== Records shown ==
-- START --

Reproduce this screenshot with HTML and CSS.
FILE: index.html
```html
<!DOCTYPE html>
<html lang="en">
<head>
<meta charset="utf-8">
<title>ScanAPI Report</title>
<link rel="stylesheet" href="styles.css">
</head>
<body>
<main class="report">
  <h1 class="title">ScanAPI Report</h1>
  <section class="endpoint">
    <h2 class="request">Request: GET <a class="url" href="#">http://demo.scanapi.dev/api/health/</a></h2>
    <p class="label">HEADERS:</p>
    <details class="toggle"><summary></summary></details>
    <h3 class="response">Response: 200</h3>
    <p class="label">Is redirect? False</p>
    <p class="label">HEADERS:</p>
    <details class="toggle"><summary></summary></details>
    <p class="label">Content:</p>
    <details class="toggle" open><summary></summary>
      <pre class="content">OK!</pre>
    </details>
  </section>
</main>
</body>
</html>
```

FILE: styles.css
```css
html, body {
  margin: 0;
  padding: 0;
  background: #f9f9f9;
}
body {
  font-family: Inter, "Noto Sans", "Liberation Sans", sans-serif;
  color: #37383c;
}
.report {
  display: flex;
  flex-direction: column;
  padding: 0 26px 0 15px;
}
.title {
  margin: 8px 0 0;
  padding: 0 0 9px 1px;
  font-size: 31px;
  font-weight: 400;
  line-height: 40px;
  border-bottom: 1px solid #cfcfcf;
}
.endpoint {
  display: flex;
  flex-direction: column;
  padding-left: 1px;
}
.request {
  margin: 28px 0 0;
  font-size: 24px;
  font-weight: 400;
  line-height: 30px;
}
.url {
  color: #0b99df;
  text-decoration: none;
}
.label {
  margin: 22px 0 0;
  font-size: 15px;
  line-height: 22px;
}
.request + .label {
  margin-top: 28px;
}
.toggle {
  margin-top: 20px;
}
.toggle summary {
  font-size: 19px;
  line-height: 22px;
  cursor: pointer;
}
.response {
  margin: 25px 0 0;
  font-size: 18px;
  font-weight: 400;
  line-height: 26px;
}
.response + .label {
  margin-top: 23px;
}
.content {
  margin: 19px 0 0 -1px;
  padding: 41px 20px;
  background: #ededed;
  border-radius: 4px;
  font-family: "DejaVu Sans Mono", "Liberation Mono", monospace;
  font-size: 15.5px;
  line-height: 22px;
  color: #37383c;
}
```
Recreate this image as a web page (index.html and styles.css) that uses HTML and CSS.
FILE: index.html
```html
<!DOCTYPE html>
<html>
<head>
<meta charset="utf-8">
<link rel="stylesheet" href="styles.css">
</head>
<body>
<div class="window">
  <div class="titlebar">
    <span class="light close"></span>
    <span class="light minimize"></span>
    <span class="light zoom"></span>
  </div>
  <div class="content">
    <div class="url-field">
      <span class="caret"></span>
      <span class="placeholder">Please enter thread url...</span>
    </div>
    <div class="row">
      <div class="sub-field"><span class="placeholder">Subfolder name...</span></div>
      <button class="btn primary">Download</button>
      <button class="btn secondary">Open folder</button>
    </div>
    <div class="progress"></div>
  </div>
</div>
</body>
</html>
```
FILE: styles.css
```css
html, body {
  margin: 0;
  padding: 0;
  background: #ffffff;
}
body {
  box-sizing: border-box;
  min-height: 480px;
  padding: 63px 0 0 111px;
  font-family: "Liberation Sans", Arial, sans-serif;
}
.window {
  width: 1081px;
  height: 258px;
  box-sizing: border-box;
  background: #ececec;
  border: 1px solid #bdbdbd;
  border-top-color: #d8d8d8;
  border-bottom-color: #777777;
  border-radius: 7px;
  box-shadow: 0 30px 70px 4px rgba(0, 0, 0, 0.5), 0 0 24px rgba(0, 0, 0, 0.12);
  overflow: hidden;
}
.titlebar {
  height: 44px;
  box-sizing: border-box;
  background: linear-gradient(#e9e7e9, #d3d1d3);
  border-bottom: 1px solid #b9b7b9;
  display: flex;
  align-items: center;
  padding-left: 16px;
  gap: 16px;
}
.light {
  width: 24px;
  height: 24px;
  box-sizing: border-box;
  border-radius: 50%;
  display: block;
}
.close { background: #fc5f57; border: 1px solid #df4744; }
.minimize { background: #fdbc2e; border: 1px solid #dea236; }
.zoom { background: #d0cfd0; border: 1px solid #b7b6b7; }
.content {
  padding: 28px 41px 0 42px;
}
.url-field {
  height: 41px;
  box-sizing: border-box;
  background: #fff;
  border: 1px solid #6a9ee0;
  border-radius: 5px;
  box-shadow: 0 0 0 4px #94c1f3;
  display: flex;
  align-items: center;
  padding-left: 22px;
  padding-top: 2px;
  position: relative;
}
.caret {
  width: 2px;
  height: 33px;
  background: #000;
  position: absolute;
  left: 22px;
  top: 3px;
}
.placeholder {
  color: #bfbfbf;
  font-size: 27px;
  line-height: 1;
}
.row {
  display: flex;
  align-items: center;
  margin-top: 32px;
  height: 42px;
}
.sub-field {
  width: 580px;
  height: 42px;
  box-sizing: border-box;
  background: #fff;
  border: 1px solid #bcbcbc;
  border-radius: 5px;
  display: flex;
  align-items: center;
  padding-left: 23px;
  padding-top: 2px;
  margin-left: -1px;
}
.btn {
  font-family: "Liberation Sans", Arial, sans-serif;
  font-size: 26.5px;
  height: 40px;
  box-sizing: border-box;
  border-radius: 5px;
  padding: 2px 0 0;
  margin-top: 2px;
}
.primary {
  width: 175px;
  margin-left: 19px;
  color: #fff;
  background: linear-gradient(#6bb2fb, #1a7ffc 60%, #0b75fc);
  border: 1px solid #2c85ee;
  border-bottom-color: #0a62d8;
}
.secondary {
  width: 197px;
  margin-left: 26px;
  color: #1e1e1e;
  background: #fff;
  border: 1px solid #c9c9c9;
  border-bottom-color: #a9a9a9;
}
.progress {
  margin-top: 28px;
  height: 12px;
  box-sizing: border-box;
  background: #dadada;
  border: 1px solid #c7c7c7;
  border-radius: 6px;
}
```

-- END --
-- START --

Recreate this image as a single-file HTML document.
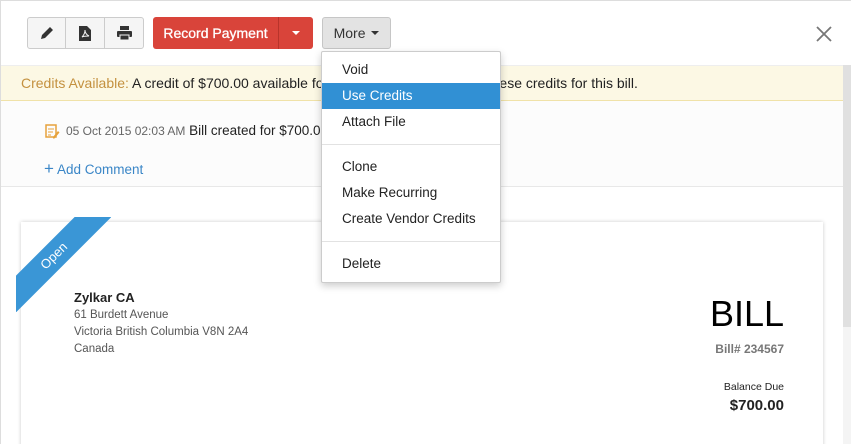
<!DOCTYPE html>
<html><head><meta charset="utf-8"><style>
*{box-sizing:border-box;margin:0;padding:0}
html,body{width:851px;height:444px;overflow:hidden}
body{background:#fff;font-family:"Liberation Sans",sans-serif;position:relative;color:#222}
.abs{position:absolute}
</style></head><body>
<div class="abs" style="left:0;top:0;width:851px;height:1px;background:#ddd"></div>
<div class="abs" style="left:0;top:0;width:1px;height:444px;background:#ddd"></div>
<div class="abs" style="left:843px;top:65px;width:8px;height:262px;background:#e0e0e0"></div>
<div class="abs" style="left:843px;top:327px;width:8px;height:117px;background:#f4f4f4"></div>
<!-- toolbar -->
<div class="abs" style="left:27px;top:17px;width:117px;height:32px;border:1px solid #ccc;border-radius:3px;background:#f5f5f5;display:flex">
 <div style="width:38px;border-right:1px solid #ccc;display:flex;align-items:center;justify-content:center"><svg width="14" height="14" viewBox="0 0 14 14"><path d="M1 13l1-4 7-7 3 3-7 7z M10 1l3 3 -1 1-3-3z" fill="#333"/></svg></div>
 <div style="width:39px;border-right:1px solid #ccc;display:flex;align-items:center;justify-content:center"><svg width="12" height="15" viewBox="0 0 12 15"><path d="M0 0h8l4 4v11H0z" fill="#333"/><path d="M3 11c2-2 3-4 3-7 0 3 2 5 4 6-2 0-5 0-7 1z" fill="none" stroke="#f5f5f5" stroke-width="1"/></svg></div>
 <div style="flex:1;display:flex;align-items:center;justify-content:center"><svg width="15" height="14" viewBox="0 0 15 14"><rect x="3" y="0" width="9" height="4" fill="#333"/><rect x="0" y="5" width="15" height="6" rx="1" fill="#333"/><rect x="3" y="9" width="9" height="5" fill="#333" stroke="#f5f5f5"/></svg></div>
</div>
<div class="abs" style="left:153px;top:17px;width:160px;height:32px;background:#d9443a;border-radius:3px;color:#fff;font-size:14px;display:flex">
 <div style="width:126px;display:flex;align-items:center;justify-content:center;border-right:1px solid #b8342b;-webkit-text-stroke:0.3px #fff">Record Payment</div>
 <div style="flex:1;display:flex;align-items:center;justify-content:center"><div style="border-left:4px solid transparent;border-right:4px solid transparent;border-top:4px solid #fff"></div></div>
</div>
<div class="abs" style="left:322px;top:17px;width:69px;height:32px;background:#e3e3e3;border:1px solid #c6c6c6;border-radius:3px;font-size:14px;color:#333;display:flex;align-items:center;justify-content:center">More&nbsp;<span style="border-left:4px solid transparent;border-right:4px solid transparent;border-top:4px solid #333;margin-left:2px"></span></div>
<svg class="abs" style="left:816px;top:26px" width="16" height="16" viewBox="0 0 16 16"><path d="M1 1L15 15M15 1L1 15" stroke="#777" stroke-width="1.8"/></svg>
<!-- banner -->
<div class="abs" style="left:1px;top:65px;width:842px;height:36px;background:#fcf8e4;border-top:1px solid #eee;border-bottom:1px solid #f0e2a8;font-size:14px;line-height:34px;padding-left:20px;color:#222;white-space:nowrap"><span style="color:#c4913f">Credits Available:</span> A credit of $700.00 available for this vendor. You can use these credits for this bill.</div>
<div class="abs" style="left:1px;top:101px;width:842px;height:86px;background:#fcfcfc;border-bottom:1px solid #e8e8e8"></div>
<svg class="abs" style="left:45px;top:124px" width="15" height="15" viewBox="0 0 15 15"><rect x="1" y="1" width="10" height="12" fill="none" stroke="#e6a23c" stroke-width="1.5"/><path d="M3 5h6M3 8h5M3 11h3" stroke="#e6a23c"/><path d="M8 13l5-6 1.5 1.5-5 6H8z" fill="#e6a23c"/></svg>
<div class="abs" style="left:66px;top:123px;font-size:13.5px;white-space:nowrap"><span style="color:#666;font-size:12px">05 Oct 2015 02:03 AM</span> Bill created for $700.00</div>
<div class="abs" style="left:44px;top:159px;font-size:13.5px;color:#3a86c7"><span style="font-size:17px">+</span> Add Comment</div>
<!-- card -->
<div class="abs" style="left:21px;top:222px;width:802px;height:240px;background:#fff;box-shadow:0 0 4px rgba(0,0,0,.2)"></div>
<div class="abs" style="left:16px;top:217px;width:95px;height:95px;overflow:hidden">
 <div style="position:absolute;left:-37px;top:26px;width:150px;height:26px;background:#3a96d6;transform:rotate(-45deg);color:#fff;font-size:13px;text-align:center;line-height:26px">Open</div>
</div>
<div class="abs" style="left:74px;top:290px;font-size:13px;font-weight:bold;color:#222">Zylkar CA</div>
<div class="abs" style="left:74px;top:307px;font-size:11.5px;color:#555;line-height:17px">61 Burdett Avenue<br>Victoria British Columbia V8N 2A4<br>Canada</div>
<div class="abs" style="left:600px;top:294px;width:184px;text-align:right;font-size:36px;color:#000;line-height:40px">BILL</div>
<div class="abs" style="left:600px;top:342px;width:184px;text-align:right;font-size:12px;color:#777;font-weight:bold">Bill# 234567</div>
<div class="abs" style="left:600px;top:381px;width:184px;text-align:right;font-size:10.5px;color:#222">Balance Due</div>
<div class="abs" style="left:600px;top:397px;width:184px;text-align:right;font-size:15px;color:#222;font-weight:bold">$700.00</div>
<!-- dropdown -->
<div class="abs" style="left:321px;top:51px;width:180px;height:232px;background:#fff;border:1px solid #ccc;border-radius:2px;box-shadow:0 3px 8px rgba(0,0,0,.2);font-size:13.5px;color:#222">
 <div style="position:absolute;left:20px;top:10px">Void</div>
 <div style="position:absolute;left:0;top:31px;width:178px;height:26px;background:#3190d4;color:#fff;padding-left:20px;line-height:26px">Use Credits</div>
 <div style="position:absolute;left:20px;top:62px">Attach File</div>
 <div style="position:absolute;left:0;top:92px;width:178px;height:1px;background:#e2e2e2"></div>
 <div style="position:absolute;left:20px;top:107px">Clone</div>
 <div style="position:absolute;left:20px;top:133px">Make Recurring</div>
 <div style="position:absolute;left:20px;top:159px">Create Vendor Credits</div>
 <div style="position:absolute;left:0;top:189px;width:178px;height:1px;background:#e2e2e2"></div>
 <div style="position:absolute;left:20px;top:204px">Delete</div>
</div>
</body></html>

-- END --

== Exercise description ==
Which lines in the records above contain the string "image"? Copy each one.

== Written response ==
Recreate this image as a web page (index.html and styles.css) that uses HTML and CSS.
Recreate this image as a single-file HTML document.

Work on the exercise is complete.